Problem requirements: From the entries below, gather every line containing the string "styled".

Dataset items
* start *
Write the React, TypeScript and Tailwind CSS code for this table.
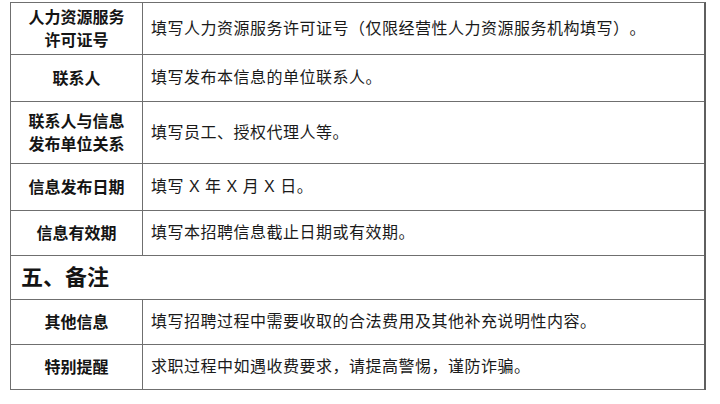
import React from 'react';

interface Row {
  label: string[];
  value: string;
  height: string;
}

const topRows: Row[] = [
  { label: ['人力资源服务', '许可证号'], value: '填写人力资源服务许可证号（仅限经营性人力资源服务机构填写）。', height: 'h-[52px]' },
  { label: ['联系人'], value: '填写发布本信息的单位联系人。', height: 'h-[47px]' },
  { label: ['联系人与信息', '发布单位关系'], value: '填写员工、授权代理人等。', height: 'h-[62px]' },
  { label: ['信息发布日期'], value: '填写 X 年 X 月 X 日。', height: 'h-[47px]' },
  { label: ['信息有效期'], value: '填写本招聘信息截止日期或有效期。', height: 'h-[45px]' },
];

const bottomRows: Row[] = [
  { label: ['其他信息'], value: '填写招聘过程中需要收取的合法费用及其他补充说明性内容。', height: 'h-[45px]' },
  { label: ['特别提醒'], value: '求职过程中如遇收费要求，请提高警惕，谨防诈骗。', height: 'h-[45px]' },
];

const font = "font-['Liberation_Sans','Noto_Sans_CJK_SC',sans-serif]";

const TableRow = ({ row }: { row: Row }) => (
  <div className={`flex border-b border-[#6f6f6f] ${row.height}`}>
    <div className="w-[132px] shrink-0 border-r border-[#6f6f6f] flex flex-col items-center justify-center font-bold text-[16px] leading-[23px] text-[#141414]">
      {row.label.map((l) => (
        <span key={l}>{l}</span>
      ))}
    </div>
    <div className="flex-1 flex items-center pl-[8px] text-[16px] tracking-[0.5px] text-[#1a1a1a]">
      {row.value}
    </div>
  </div>
);

export default function App() {
  return (
    <div className={`w-[720px] h-[404px] bg-white pt-[2px] pl-[10px] [text-spacing-trim:space-all] ${font}`}>
      <div className="w-[696px] border-l border-t border-r-2 border-[#6f6f6f] border-r-[#5f5f5f]">
        {topRows.map((r) => (
          <TableRow key={r.value} row={r} />
        ))}
        <div className="h-[44px] border-b border-[#6f6f6f] flex items-center pl-[10px] text-[22px] font-bold text-[#141414]">
          五、备注
        </div>
        {bottomRows.map((r) => (
          <TableRow key={r.value} row={r} />
        ))}
      </div>
    </div>
  );
}
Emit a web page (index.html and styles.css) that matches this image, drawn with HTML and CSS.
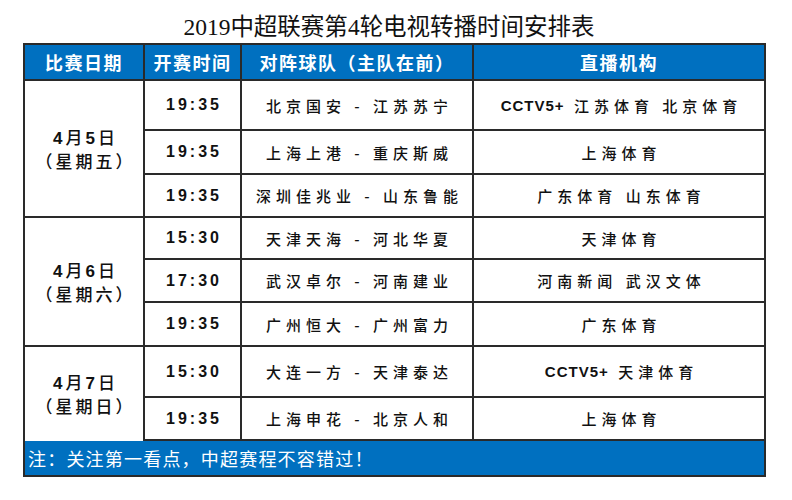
FILE: index.html
```html
<!DOCTYPE html>
<html lang="zh-CN">
<head>
<meta charset="utf-8">
<title>2019中超联赛第4轮电视转播时间安排表</title>
<link rel="stylesheet" href="styles.css">
</head>
<body>
<div class="page">
  <h1 class="title"><span class="num">2019</span>中超联赛第<span class="num">4</span>轮电视转播时间安排表</h1>
  <div class="sheet">
    <div class="head">比赛日期</div>
    <div class="head">开赛时间</div>
    <div class="head">对阵球队（主队在前）</div>
    <div class="head">直播机构</div>

    <div class="date span3"><span class="d"><b>4</b>月<b>5</b>日</span><span class="w">（星期五）</span></div>
    <div class="time">19:35</div><div class="teams">北京国安 - 江苏苏宁</div><div class="tv"><b>CCTV5+</b> 江苏体育 北京体育</div>
    <div class="time">19:35</div><div class="teams">上海上港 - 重庆斯威</div><div class="tv">上海体育</div>
    <div class="time">19:35</div><div class="teams">深圳佳兆业 - 山东鲁能</div><div class="tv">广东体育 山东体育</div>

    <div class="date span3"><span class="d"><b>4</b>月<b>6</b>日</span><span class="w">（星期六）</span></div>
    <div class="time">15:30</div><div class="teams">天津天海 - 河北华夏</div><div class="tv">天津体育</div>
    <div class="time">17:30</div><div class="teams">武汉卓尔 - 河南建业</div><div class="tv">河南新闻 武汉文体</div>
    <div class="time">19:35</div><div class="teams">广州恒大 - 广州富力</div><div class="tv">广东体育</div>

    <div class="date span2 last"><span class="d"><b>4</b>月<b>7</b>日</span><span class="w">（星期日）</span></div>
    <div class="time">15:30</div><div class="teams">大连一方 - 天津泰达</div><div class="tv"><b>CCTV5+</b> 天津体育</div>
    <div class="time">19:35</div><div class="teams">上海申花 - 北京人和</div><div class="tv">上海体育</div>

    <div class="note">注：关注第一看点，中超赛程不容错过！</div>
  </div>
</div>
</body>
</html>
```
FILE: styles.css
```css
html, body {
  margin: 0;
  padding: 0;
  background: #ffffff;
}
body {
  font-family: "Noto Sans CJK SC", "Noto Sans", sans-serif;
  color: #111;
}
.page {
  width: 792px;
  height: 500px;
}
.title {
  margin: 0;
  box-sizing: border-box;
  height: 43px;
  padding-top: 10px;
  padding-right: 14px;
  line-height: 30px;
  font-size: 23.5px;
  font-weight: normal;
  text-align: center;
  color: #111;
}
.title .num {
  font-family: "Liberation Serif", serif;
}
.sheet {
  margin-left: 23px;
  width: 743px;
  box-sizing: border-box;
  display: grid;
  grid-template-columns: 118px 95px 230px 290px;
  grid-template-rows: 34px 48px 42px 41px 40px 41px 42px 49px 41px 34px;
  gap: 2px;
  padding: 2px;
  background: #2a2a2a;
}
.sheet > div {
  background: #fff;
  display: flex;
  align-items: center;
  justify-content: center;
}
.head {
  background: #0070c0 !important;
  color: #fff;
  font-weight: bold;
  font-size: 18px;
  letter-spacing: 1.5px;
}
.date {
  grid-column: 1;
  flex-direction: column;
  font-size: 17px;
  font-weight: 500;
  line-height: 22px;
  letter-spacing: 3px;
  padding-left: 3px;
}
.date b {
  font-family: "Liberation Sans", sans-serif;
  font-size: 17px;
}
.span3 { grid-row: span 3; }
.span2 { grid-row: span 2; }
.date.last {
  margin-bottom: -2px;
}
.time {
  grid-column: 2;
  font-family: "Liberation Sans", sans-serif;
  font-weight: bold;
  font-size: 16px;
  letter-spacing: 3px;
  padding-left: 3px;
}
.teams {
  grid-column: 3;
  font-size: 15px;
  font-weight: 500;
  letter-spacing: 5px;
  white-space: pre;
  padding-left: 5px;
}
.tv {
  grid-column: 4;
  font-size: 15px;
  font-weight: 500;
  letter-spacing: 5px;
  white-space: pre;
  padding-left: 5px;
}
.tv b {
  font-family: "Liberation Sans", sans-serif;
  font-size: 15px;
  letter-spacing: 1px;
  margin-right: 1px;
}
.note {
  grid-column: 1 / -1;
  background: #0070c0 !important;
  color: #fff;
  font-size: 18px;
  letter-spacing: 1.2px;
  justify-content: flex-start !important;
  padding-left: 3px;
}
```
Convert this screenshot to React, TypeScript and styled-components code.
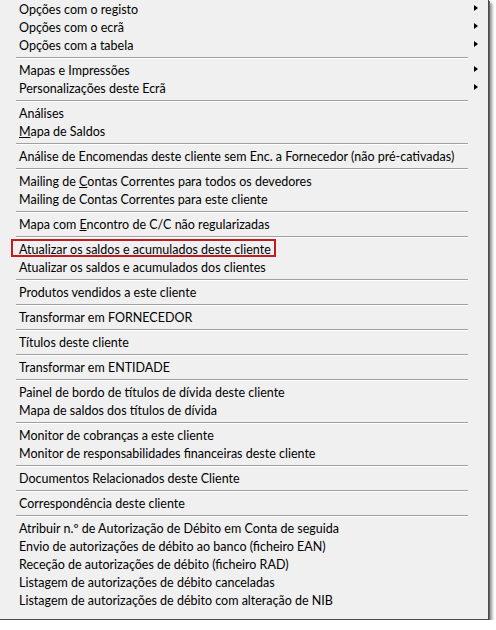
import React from "react";
import styled, {createGlobalStyle} from "styled-components";

const GlobalStyle = createGlobalStyle`
  html, body {
    margin: 0;
    padding: 0;
    background: #ffffff;
  }
`

const Menu = styled.div`
  width: 488px;
  background-color: #f0f0f0;
  border-right: 1px solid #4a4a4a;
  border-bottom: 1px solid #4a4a4a;
  box-shadow: 1px 1px 0 #666666, 3px 3px 3px rgba(0, 0, 0, 0.45);
  padding-bottom: 10px;
  font-family: "Lato", "Noto Sans", sans-serif;
  font-size: 12.5px;
  color: #000000;
`

const Item = styled.div`
  position: relative;
  height: 17px;
  padding-top: 1px;
  line-height: 18px;
  padding-left: 19px;
  white-space: nowrap;
`

const Marked = styled.span`
  position: relative;
  &::after {
    content: "";
    position: absolute;
    left: -8px;
    right: -5px;
    top: -3px;
    bottom: 0;
    border: 2px solid #c41a22;
  }
`

const Arrow = styled.span`
  position: absolute;
  left: 474px;
  top: 5px;
  width: 0;
  height: 0;
  border-top: 3.5px solid transparent;
  border-bottom: 3.5px solid transparent;
  border-left: 4px solid #000000;
`

const Separator = styled.div`
  height: 7px;
  display: flex;
  align-items: center;
  padding: 0 20px 0 16px;
  &::before {
    content: "";
    flex: 1;
    border-top: 1px solid #a0a0a0;
    border-bottom: 1px solid #ffffff;
  }
`

const Key = styled.span`
  text-decoration: underline;
`

type Entry = {label: React.ReactNode; sub?: boolean; marked?: boolean};

const groups: Entry[][] = [
    [
        {label: "Opções com o registo", sub: true},
        {label: "Opções com o ecrã", sub: true},
        {label: "Opções com a tabela", sub: true},
    ],
    [
        {label: "Mapas e Impressões", sub: true},
        {label: "Personalizações deste Ecrã", sub: true},
    ],
    [
        {label: "Análises"},
        {label: <><Key>M</Key>apa de Saldos</>},
    ],
    [
        {label: "Análise de Encomendas deste cliente sem Enc. a Fornecedor (não pré-cativadas)"},
    ],
    [
        {label: <>Mailing de <Key>C</Key>ontas Correntes para todos os devedores</>},
        {label: "Mailing de Contas Correntes para este cliente"},
    ],
    [
        {label: <>Mapa com <Key>E</Key>ncontro de C/C não regularizadas</>},
    ],
    [
        {label: "Atualizar os saldos e acumulados deste cliente", marked: true},
        {label: "Atualizar os saldos e acumulados dos clientes"},
    ],
    [{label: "Produtos vendidos a este cliente"}],
    [{label: "Transformar em FORNECEDOR"}],
    [{label: "Títulos deste cliente"}],
    [{label: "Transformar em ENTIDADE"}],
    [
        {label: "Painel de bordo de títulos de dívida deste cliente"},
        {label: "Mapa de saldos dos títulos de dívida"},
    ],
    [
        {label: "Monitor de cobranças a este cliente"},
        {label: "Monitor de responsabilidades financeiras deste cliente"},
    ],
    [{label: "Documentos Relacionados deste Cliente"}],
    [{label: "Correspondência deste cliente"}],
    [
        {label: "Atribuir n.º de Autorização de Débito em Conta de seguida"},
        {label: "Envio de autorizações de débito ao banco (ficheiro EAN)"},
        {label: "Receção de autorizações de débito (ficheiro RAD)"},
        {label: "Listagem de autorizações de débito canceladas"},
        {label: "Listagem de autorizações de débito com alteração de NIB"},
    ],
];

const App = () => {
    return (
        <>
            <GlobalStyle />
            <Menu>
                {groups.map((group, gi) => (
                    <React.Fragment key={gi}>
                        {gi > 0 && <Separator />}
                        {group.map((entry, ei) => (
                            <Item key={ei}>
                                {entry.marked ? <Marked>{entry.label}</Marked> : entry.label}
                                {entry.sub && <Arrow />}
                            </Item>
                        ))}
                    </React.Fragment>
                ))}
            </Menu>
        </>
    )
}

export default App;
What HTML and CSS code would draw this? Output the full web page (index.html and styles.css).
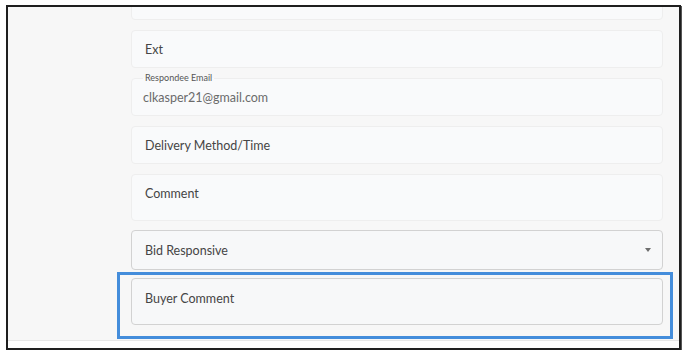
* end *
Task answer:
Convert this screenshot to React, TypeScript and styled-components code.
import styled, {createGlobalStyle} from "styled-components";
const Menu = styled.div`
const Item = styled.div`
const Marked = styled.span`
const Arrow = styled.span`
const Separator = styled.div`
const Key = styled.span`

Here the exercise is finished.